Los que establecen objetivos mayores encuentran más
cavernas, ¡pero también más claridad! Ellos no inician viaje pensando en
oscuridad, aman la claridad, el triunfo, la victoria. Están conscientes de los
problemas que encontrarán, pero emprenden viaje seguros de lo que quieren y
pueden hacer. Los otros emprenden viajes cortos y quedan en el camino. También
aman la claridad, pero éste amor es superado por el temor a la oscuridad.
Y cuando el amor a la vida es superado por el temor,
aquel no es genuino, y no hay razones que sustenten el deseo de viajar.
El amor justifica y sostiene el viaje por la vida.
Pero la racionalidad permite superar los obstáculos que se presentan en cada
caverna. Algunos no tienen ni lo uno ni lo otro.
Los problemas importan, los temores no. Todos los
problemas tienen solución, pero los temores son carga muerta.

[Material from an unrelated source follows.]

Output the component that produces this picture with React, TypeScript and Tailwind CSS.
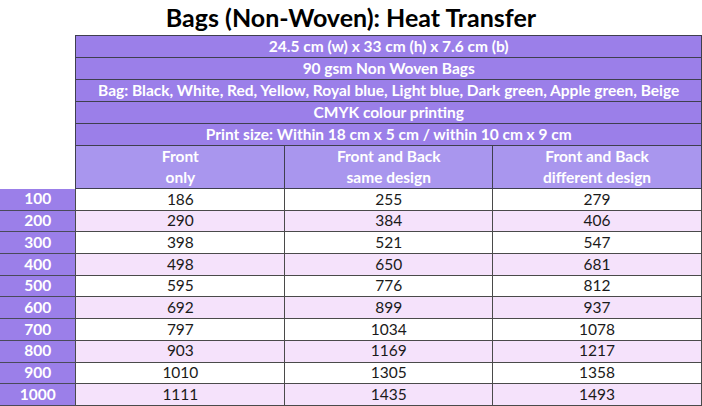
import React from "react";

const specs = [
  "24.5 cm (w) x 33 cm (h) x 7.6 cm (b)",
  "90 gsm Non Woven Bags",
  "Bag: Black, White, Red, Yellow, Royal blue, Light blue, Dark green, Apple green, Beige",
  "CMYK colour printing",
  "Print size: Within 18 cm x 5 cm / within 10 cm x 9 cm",
];

const rows: [string, string, string, string][] = [
  ["100", "186", "255", "279"],
  ["200", "290", "384", "406"],
  ["300", "398", "521", "547"],
  ["400", "498", "650", "681"],
  ["500", "595", "776", "812"],
  ["600", "692", "899", "937"],
  ["700", "797", "1034", "1078"],
  ["800", "903", "1169", "1217"],
  ["900", "1010", "1305", "1358"],
  ["1000", "1111", "1435", "1493"],
];

export default function App() {
  return (
    <div
      className="w-[702px] h-[406px] bg-white overflow-hidden"
      style={{ fontFamily: "Lato, 'Noto Sans', sans-serif" }}
    >
      <div className="h-[35px] flex items-center justify-center text-[25px] font-bold text-black leading-none">
        Bags (Non-Woven): Heat Transfer
      </div>
      <table className="table-fixed border-collapse text-[15.5px] leading-none">
        <colgroup>
          <col className="w-[76px]" />
          <col className="w-[209px]" />
          <col className="w-[208px]" />
          <col className="w-[209px]" />
        </colgroup>
        <tbody>
          {specs.map((s) => (
            <tr key={s} className="h-[22px]">
              <td className="p-0"></td>
              <td
                colSpan={3}
                className="p-0 border border-[#3f3f4f] bg-[#9b7fe9] text-white font-bold text-center"
              >
                {s}
              </td>
            </tr>
          ))}
          <tr className="h-[43px]">
            <td className="p-0"></td>
            <td className="p-0 border border-[#3f3f4f] bg-[#a996ee] text-white font-bold text-center leading-[21px]">
              Front
              <br />
              only
            </td>
            <td className="p-0 border border-[#3f3f4f] bg-[#a996ee] text-white font-bold text-center leading-[21px]">
              Front and Back
              <br />
              same design
            </td>
            <td className="p-0 border border-[#3f3f4f] bg-[#a996ee] text-white font-bold text-center leading-[21px]">
              Front and Back
              <br />
              different design
            </td>
          </tr>
          {rows.map((r, i) => (
            <tr key={r[0]} className="h-[21.7px]">
              <td className="p-0 border-b border-[#4a4a5a] bg-[#9b7fe9] text-white font-bold text-center">
                {r[0]}
              </td>
              {r.slice(1).map((v, j) => (
                <td
                  key={j}
                  className={`p-0 border border-[#4a4a4a] text-[#1a1a1a] text-center ${
                    i % 2 === 0 ? "bg-white" : "bg-[#f5e2fb]"
                  }`}
                >
                  {v}
                </td>
              ))}
            </tr>
          ))}
        </tbody>
      </table>
    </div>
  );
}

Cada problema
trae consigo un mundo de oportunidades, el temor solo sufrimiento, frustración
y derrota.
Los problemas son, muchas veces, efecto de errores o
productos del azar. Los temores son siempre vástagos del equívoco.
Todo temor conduce a un error, a una
equivocación, a un paso en falso. Los problemas obligan a las personas a
encontrarse con lo mejor que tienen: convicciones profundas, fe, reservas de
energía y creatividad. Los temores succionan todo lo positivo.
Los problemas colocan al hombre en un estado de
tensión dinámica. La misma que un tigre tiene el momento de atacar a su presa.
Los temores en cambio, lo dejan en estado de laxitud. Esta es la triste
comparación que existe entre un tigre y una babosa. Y mientras la naturaleza no
permite que el tigre que se comporte como una babosa sobreviva, sí accede a que
el hombre lo haga.
En la vida es indispensable tener la capacidad de
sentir pena por uno mismo. Esto es lo único que en última instancia puede
despertar el amor propio y activar las defensas naturales que se tienen para
transitar las pruebas y superar el temor.
En la faceta de “construcción de temores” la mente es
frágil y traiciona. En tanto se presume que es arma poderosa, con el temor
rara vez puede vencer. No depende de ella evitar que el “tigre se convierta en
una babosa”. Es necesario algo de mayor poder.
Hace más de dos mil años, Jesús de Nazareth dejó
establecida la Regla de Oro: demandó que “amaramos a nuestros semejantes como a
nosotros mismos”. Así estableció la fórmula para el desarrollo integral.
El amor propio es fundamento del bienestar, pues evita que la
criatura más poderosa del planeta se convierta en caricatura de sí mismo.
Activa la pena y provoca un cambio de condición.
Despierta la racionalidad cuando es necesaria para superar un problema. Impide
que el temor dictamine el Ser y el Hacer. El amor propio, por
último, es el que evita que un tigre termine siendo una babosa.
El amor propio es condicionante para
el amor por la vida, permite que el viaje tenga más luz que oscuridad,
beneplácitos que problemas, más éxitos que fracasos, menos “cavernas y
murciélagos”.
En verdad, nada sabe del amor quien no se ama a sí
mismo. Y éste es probablemente, el único temor que es válido sostener.